Did the records make money? “The records never made me rich in that sense. It was done at a time when the boys were in charge of a lot of things. Whenever a lot of money is involved, there’s always a crowd of people around it who are very helpful in seeing that the money is divided the way they would like it to be divided.”




How did he balance his commercial and artistic sides? “My mother was very religious and she said ‘Ken, you’ve got to serve God or Mammon,’ and I said ‘God’s nice, but Mammon you can make some money with,’ so I did try to please her by doing some things that were close to the heart and I tried to please the people I was working with by doing something that was tasteful and made money for me and help them.
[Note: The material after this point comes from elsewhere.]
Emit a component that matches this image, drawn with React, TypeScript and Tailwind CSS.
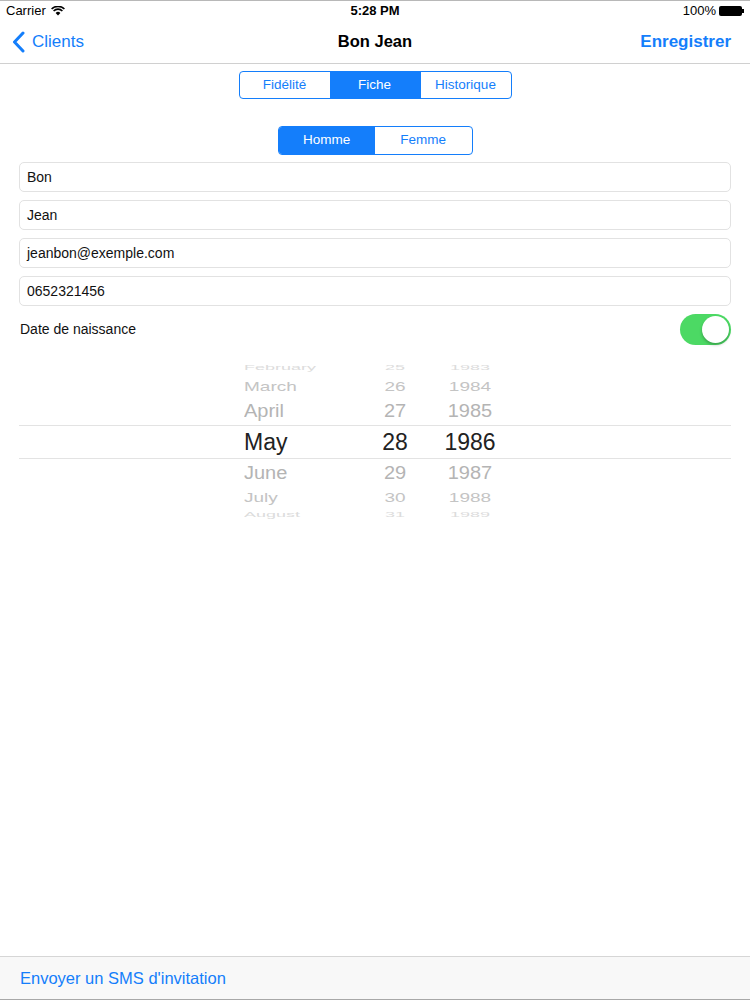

It was a ball.”


I found out later on that a lot of the kids would turn the lights off. The boys and girls they would get scared and they’d be hugging each other. So I was, in a way, a catalyst for romance or early sexual explorations.


He stayed in demand for years in the voice-over world, released many word jazz albums and for more than 40 years hosted a weekly word jazz radio show. In later years he collaborated with members of the Grateful Dead, Tom Waits, Laurie Anderson and was Linda Blair’s vocal coach for the 1973 film The Exorcist.

I asked him what he had been up to lately. “Well, I was doing some research on how snowflakes are created. It’s funny, it’s a speck of dust usually, if it wasn’t for dirt there wouldn’t be any beautiful white snowflakes because in the clouds things are in colloidal suspension and there’s a lot of dust and each speck of dust, when moisture gets around it and the temperature is just right, will form one of four different kinds of crystals so they’re not all alike. It’s the damnedest thing. The white stuff falls down and covers up the ugly dirt so the winter looks a little better for a short amount of time until it goes to slush.”